<<<<
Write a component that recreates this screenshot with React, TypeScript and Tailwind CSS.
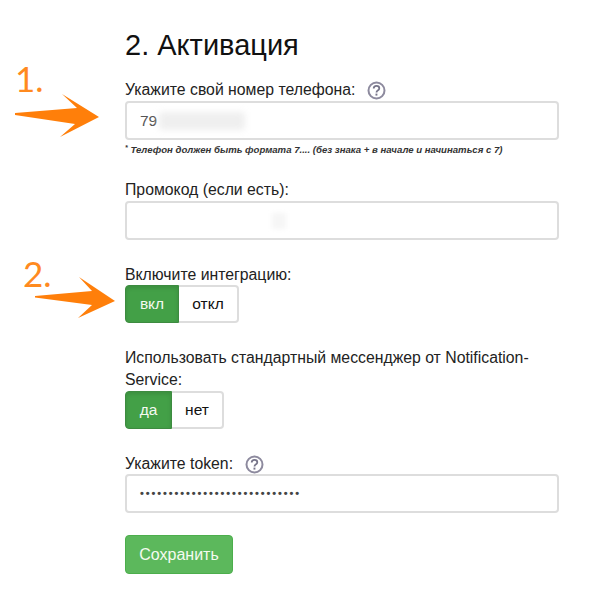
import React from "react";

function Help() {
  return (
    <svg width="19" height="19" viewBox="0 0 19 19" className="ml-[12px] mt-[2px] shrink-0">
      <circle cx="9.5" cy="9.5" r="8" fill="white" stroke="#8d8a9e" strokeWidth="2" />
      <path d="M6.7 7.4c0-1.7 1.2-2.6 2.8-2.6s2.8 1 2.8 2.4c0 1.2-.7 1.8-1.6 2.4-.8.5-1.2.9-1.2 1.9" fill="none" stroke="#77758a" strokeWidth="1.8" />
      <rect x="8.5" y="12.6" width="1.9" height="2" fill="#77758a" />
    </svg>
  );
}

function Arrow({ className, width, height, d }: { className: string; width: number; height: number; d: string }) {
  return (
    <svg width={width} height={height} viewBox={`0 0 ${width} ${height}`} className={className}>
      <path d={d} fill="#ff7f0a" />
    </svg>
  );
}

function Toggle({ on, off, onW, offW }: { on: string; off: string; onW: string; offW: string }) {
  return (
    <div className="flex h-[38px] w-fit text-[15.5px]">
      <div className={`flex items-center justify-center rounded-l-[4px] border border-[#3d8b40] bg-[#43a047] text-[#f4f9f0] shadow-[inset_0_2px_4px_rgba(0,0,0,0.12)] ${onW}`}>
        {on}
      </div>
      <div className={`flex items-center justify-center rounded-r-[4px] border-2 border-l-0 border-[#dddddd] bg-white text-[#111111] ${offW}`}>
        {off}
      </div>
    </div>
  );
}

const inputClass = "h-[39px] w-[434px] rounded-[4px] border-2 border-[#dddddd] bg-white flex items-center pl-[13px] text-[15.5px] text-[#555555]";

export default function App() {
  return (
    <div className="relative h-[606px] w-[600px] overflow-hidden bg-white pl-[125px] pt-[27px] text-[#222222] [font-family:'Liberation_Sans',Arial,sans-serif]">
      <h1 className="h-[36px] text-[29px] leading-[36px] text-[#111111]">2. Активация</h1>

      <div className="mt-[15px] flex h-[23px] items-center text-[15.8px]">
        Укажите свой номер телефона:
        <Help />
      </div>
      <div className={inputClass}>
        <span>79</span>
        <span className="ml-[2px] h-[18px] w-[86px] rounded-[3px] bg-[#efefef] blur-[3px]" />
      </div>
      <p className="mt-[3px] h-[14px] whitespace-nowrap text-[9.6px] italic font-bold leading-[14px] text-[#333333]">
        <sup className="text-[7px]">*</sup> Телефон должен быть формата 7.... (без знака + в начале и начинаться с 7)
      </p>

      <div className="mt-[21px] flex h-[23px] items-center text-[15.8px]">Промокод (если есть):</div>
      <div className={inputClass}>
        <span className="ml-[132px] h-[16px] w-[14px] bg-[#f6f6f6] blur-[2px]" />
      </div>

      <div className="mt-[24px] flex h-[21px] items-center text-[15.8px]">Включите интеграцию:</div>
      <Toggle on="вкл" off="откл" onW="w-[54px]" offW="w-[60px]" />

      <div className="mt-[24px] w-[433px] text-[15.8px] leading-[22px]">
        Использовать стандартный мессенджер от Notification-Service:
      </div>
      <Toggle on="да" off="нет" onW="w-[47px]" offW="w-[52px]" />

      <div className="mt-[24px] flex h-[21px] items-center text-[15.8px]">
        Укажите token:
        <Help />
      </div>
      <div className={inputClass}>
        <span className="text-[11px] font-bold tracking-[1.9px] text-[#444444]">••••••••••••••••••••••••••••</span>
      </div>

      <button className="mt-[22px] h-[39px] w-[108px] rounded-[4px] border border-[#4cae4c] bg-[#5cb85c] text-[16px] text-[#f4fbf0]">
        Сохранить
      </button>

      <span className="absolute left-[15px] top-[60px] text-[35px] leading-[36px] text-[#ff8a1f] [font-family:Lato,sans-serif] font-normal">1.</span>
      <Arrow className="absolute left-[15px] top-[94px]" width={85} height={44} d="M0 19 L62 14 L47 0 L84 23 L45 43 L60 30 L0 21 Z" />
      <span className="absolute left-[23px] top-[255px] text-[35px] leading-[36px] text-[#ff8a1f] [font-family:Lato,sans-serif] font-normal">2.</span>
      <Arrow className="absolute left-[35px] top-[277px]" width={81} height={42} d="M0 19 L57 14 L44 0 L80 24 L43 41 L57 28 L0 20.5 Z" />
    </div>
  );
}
>>>>
Write out the lines from the start of the material to the line with "import React from", inclusive and exactly. Skip the pictures.

[Response below]
Write a component that recreates this screenshot with React, TypeScript and Tailwind CSS.
import React from "react";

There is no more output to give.